• Aim
Could you output each line of the data that follows exactly?

• Data excerpt

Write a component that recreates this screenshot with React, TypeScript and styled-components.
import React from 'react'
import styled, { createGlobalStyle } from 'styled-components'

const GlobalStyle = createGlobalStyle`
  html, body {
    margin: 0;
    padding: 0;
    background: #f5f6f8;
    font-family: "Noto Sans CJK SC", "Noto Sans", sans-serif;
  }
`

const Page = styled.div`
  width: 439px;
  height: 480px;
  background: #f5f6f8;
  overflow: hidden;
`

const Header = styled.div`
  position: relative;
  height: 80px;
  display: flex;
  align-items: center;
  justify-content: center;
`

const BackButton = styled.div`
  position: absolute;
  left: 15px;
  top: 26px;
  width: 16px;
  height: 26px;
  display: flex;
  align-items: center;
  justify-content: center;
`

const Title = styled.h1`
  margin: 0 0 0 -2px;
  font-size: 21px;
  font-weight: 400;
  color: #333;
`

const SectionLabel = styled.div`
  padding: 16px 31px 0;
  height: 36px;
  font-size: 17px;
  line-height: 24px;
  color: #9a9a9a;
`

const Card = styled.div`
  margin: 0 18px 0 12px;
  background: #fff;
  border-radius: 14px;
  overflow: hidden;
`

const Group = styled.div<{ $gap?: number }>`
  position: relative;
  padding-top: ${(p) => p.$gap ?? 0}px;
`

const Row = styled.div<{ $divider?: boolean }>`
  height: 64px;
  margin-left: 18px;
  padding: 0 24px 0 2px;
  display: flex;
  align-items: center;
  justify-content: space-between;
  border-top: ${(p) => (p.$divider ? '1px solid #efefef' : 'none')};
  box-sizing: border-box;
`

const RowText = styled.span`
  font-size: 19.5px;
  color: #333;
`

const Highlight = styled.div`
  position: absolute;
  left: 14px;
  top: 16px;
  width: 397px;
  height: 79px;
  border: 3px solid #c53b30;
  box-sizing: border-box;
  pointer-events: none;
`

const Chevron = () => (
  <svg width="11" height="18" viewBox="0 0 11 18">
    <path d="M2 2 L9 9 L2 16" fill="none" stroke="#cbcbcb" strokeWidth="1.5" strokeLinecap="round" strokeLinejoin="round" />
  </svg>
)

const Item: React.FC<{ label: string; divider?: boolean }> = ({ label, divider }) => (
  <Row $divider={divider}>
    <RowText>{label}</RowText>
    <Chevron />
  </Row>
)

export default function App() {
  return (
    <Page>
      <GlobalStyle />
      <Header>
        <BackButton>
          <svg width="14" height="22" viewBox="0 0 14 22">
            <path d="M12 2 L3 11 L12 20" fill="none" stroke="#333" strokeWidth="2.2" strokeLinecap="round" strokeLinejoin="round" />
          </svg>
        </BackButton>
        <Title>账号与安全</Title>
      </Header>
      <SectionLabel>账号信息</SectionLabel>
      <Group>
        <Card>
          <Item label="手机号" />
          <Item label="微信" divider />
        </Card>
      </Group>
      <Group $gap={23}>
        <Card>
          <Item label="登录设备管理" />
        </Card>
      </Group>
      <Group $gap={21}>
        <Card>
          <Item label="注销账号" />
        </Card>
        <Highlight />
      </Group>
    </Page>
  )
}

• The solution
Write a component that recreates this screenshot with React, TypeScript and styled-components.
import React from 'react'
import styled, { createGlobalStyle } from 'styled-components'

const GlobalStyle = createGlobalStyle`
  html, body {
    margin: 0;
    padding: 0;
    background: #f5f6f8;
    font-family: "Noto Sans CJK SC", "Noto Sans", sans-serif;
  }
`

const Page = styled.div`
  width: 439px;
  height: 480px;
  background: #f5f6f8;
  overflow: hidden;
`

const Header = styled.div`
  position: relative;
  height: 80px;
  display: flex;
  align-items: center;
  justify-content: center;
`

const BackButton = styled.div`
  position: absolute;
  left: 15px;
  top: 26px;
  width: 16px;
  height: 26px;
  display: flex;
  align-items: center;
  justify-content: center;
`

const Title = styled.h1`
  margin: 0 0 0 -2px;
  font-size: 21px;
  font-weight: 400;
  color: #333;
`

const SectionLabel = styled.div`
  padding: 16px 31px 0;
  height: 36px;
  font-size: 17px;
  line-height: 24px;
  color: #9a9a9a;
`

const Card = styled.div`
  margin: 0 18px 0 12px;
  background: #fff;
  border-radius: 14px;
  overflow: hidden;
`

const Group = styled.div<{ $gap?: number }>`
  position: relative;
  padding-top: ${(p) => p.$gap ?? 0}px;
`

const Row = styled.div<{ $divider?: boolean }>`
  height: 64px;
  margin-left: 18px;
  padding: 0 24px 0 2px;
  display: flex;
  align-items: center;
  justify-content: space-between;
  border-top: ${(p) => (p.$divider ? '1px solid #efefef' : 'none')};
  box-sizing: border-box;
`

const RowText = styled.span`
  font-size: 19.5px;
  color: #333;
`

const Highlight = styled.div`
  position: absolute;
  left: 14px;
  top: 16px;
  width: 397px;
  height: 79px;
  border: 3px solid #c53b30;
  box-sizing: border-box;
  pointer-events: none;
`

const Chevron = () => (
  <svg width="11" height="18" viewBox="0 0 11 18">
    <path d="M2 2 L9 9 L2 16" fill="none" stroke="#cbcbcb" strokeWidth="1.5" strokeLinecap="round" strokeLinejoin="round" />
  </svg>
)

const Item: React.FC<{ label: string; divider?: boolean }> = ({ label, divider }) => (
  <Row $divider={divider}>
    <RowText>{label}</RowText>
    <Chevron />
  </Row>
)

export default function App() {
  return (
    <Page>
      <GlobalStyle />
      <Header>
        <BackButton>
          <svg width="14" height="22" viewBox="0 0 14 22">
            <path d="M12 2 L3 11 L12 20" fill="none" stroke="#333" strokeWidth="2.2" strokeLinecap="round" strokeLinejoin="round" />
          </svg>
        </BackButton>
        <Title>账号与安全</Title>
      </Header>
      <SectionLabel>账号信息</SectionLabel>
      <Group>
        <Card>
          <Item label="手机号" />
          <Item label="微信" divider />
        </Card>
      </Group>
      <Group $gap={23}>
        <Card>
          <Item label="登录设备管理" />
        </Card>
      </Group>
      <Group $gap={21}>
        <Card>
          <Item label="注销账号" />
        </Card>
        <Highlight />
      </Group>
    </Page>
  )
}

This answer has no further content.